View Full Version : Finding the 2D XY Coordinates for Cylinder Extrema

Clayton

01-29-2004, 03:36 PM

I am attempting to find the top, bottom, left, and right extremes in two dimensional screen coordinates for a cylinder that has been rotated and possibly translated. I am assumming I should do some vector mathw but I'm net sure exactly what or how. Any ideas? Thanks.

endash

01-30-2004, 09:05 AM

You might try using the Modelview Matrix. See page 98 of the Red Book.

GLfloat matrix[16];

glGetFloatv(GL_MODELVIEW_MATRIX, matrix);

And remember, the matrix is in this order:

matrix[0],matrix[4],matrix[8],matrix[12],

matrix[1],matrix[5],matrix[9],matrix[13],

matrix[2],matrix[6],matrix[10],matrix[14],

matrix[3],matrix[7],matrix[11],matrix[15]

Clayton

02-05-2004, 12:31 PM

I'm not quite sure what you intend for me to do using the modelview matrix, perhaps you can explain?

endash

02-05-2004, 01:53 PM

Manually multiply your vertex position by the modelview matrix. That should tell you where it gets projected, I think.
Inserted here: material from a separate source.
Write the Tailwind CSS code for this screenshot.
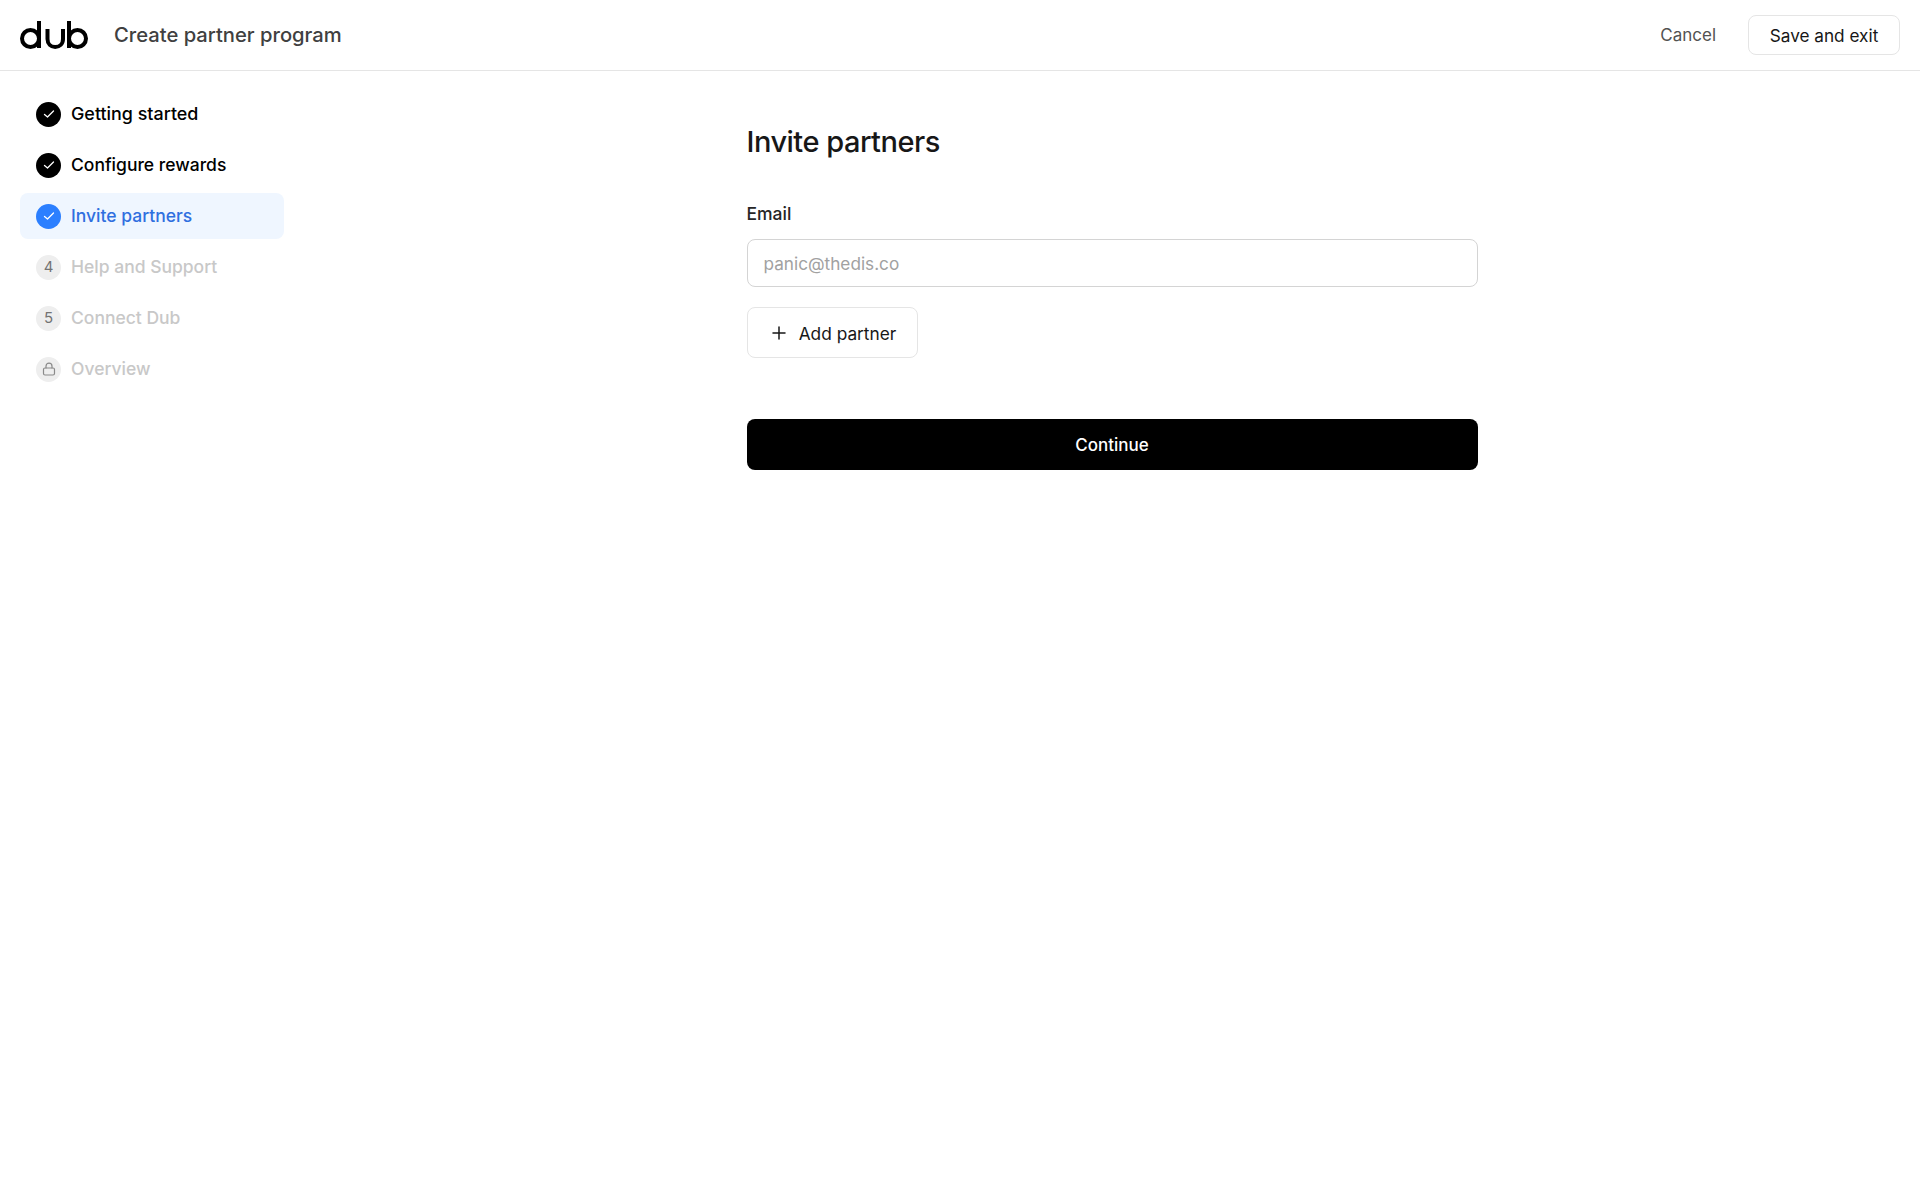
<!DOCTYPE html>
<html lang="en">
<head>
  <meta charset="UTF-8" />
  <meta name="viewport" content="width=device-width, initial-scale=1.0" />
  <title>Create partner program</title>
  <script src="https://cdn.jsdelivr.net/npm/@tailwindcss/browser@4"></script>
</head>
<body class="bg-white text-neutral-900 font-['Inter',sans-serif] min-h-screen">
  <header class="h-[71px] border-b border-neutral-200 flex items-center justify-between pl-5 pr-5">
    <div class="flex items-center gap-[26px]">
      <!-- logo -->
      <svg role="img" aria-label="dub" width="68" height="30" viewBox="0 0 68 30" fill="none" stroke="#000" stroke-width="4" class="mt-[-1px]">
        <circle cx="10.5" cy="18.5" r="8.5" />
        <path d="M19 1V28" />
        <path d="M27.5 9V19C27.5 24 31 27 35.2 27C39.4 27 43 24 43 19V9" />
        <path d="M49 1V28" />
        <circle cx="57.5" cy="18.5" r="8.5" />
      </svg>
      <span class="text-[20.2px] font-medium text-neutral-700 leading-7">Create partner program</span>
    </div>
    <div class="flex items-center gap-8">
      <button class="pt-[2px] text-[17px] text-neutral-600">Cancel</button>
      <button class="pt-[2px] h-10 w-[152px] rounded-lg border border-neutral-200 bg-white text-[17.2px] text-neutral-900">Save and exit</button>
    </div>
  </header>

  <div class="flex">
    <aside class="w-[304px] shrink-0 pl-5 pr-5 pt-[20px] flex flex-col gap-[5px]">
      <div class="h-[46px] flex items-center gap-[10px] px-4 rounded-lg">
        <span class="size-[25px] rounded-full bg-black flex items-center justify-center">
          <svg width="14" height="14" viewBox="0 0 14 14" fill="none" stroke="#fff" stroke-width="1.3" stroke-linecap="round" stroke-linejoin="round"><path d="M2.5 7.5L5.5 10L11.5 4" /></svg>
        </span>
        <span class="text-[17.9px] font-medium text-black">Getting started</span>
      </div>
      <div class="h-[46px] flex items-center gap-[10px] px-4 rounded-lg">
        <span class="size-[25px] rounded-full bg-black flex items-center justify-center">
          <svg width="14" height="14" viewBox="0 0 14 14" fill="none" stroke="#fff" stroke-width="1.3" stroke-linecap="round" stroke-linejoin="round"><path d="M2.5 7.5L5.5 10L11.5 4" /></svg>
        </span>
        <span class="text-[17.5px] font-medium text-black">Configure rewards</span>
      </div>
      <div class="h-[46px] flex items-center gap-[10px] px-4 rounded-lg bg-blue-50">
        <span class="size-[25px] rounded-full bg-blue-500 flex items-center justify-center">
          <svg width="14" height="14" viewBox="0 0 14 14" fill="none" stroke="#fff" stroke-width="1.3" stroke-linecap="round" stroke-linejoin="round"><path d="M2.5 7.5L5.5 10L11.5 4" /></svg>
        </span>
        <span class="text-[17.5px] font-medium text-[#2f6fdf]">Invite partners</span>
      </div>
      <div class="h-[46px] flex items-center gap-[10px] px-4 rounded-lg">
        <span class="size-[25px] rounded-full bg-[#eeeeee] flex items-center justify-center text-[15px] text-neutral-500">4</span>
        <span class="text-[17.5px] font-medium text-[#c8c8c8]">Help and Support</span>
      </div>
      <div class="h-[46px] flex items-center gap-[10px] px-4 rounded-lg">
        <span class="size-[25px] rounded-full bg-[#eeeeee] flex items-center justify-center text-[15px] text-neutral-500">5</span>
        <span class="text-[17.5px] font-medium text-[#c8c8c8]">Connect Dub</span>
      </div>
      <div class="h-[46px] flex items-center gap-[10px] px-4 rounded-lg">
        <span class="size-[25px] rounded-full bg-[#eeeeee] flex items-center justify-center">
          <svg width="14" height="14" viewBox="0 0 14 14" fill="none" stroke="#8a8a8a" stroke-width="1.2" stroke-linecap="round" stroke-linejoin="round"><rect x="1.5" y="6" width="11" height="7" rx="1.5" /><path d="M4 6V4.2C4 2.4 5.3 1.2 7 1.2C8.7 1.2 10 2.4 10 4.2V6" /></svg>
        </span>
        <span class="text-[17.5px] font-medium text-[#c8c8c8]">Overview</span>
      </div>
    </aside>

    <main class="flex-1 flex justify-center pr-0">
      <div class="w-[731px] pt-[50px]">
        <h1 class="text-[29px] leading-[42px] font-medium text-neutral-900 tracking-[-0.5px]">Invite partners</h1>
        <label class="block mt-[38px] pt-px text-[17.5px] leading-6 font-medium text-neutral-800">Email</label>
        <input type="email" placeholder="panic@thedis.co" class="mt-[13px] block w-full h-12 rounded-lg border border-neutral-300 bg-white px-4 text-[17.2px] placeholder:text-neutral-400 outline-none" />
        <button class="mt-5 pt-[2px] pl-[3px] h-[51px] w-[171px] rounded-lg border border-neutral-200 bg-white flex items-center justify-center gap-3 text-[17.3px] text-neutral-900">
          <svg class="mt-[-2px]" width="16" height="16" viewBox="0 0 16 16" fill="none" stroke="#171717" stroke-width="1.5" stroke-linecap="round"><path d="M8 2V14M2 8H14" /></svg>
          Add partner
        </button>
        <button class="mt-[61px] pt-[2px] h-[51px] w-full rounded-lg bg-black text-[17px] font-medium text-white">Continue</button>
      </div>
    </main>
  </div>
</body>
</html>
That may not be enough, though... I'm kinda fuzzy on it, actually. There's more that happens before things hit the screen (in particular, the projection matrix, perspective division, and the viewport transformation -- looking at the red book page 98).

Why do you need to know?

Clayton

02-05-2004, 02:57 PM

Unfortunately, I don't need to find where the Extrema have gone after translation, I need to find the new extrema, post translation. This may involve finding those points ahead of time (untranslated) then using gluProject, but I'm not sure.

dovkruger

02-05-2004, 07:14 PM

This is for arbitrary rotations? That's somewhat hard. Let's start by doing one orientation at a time.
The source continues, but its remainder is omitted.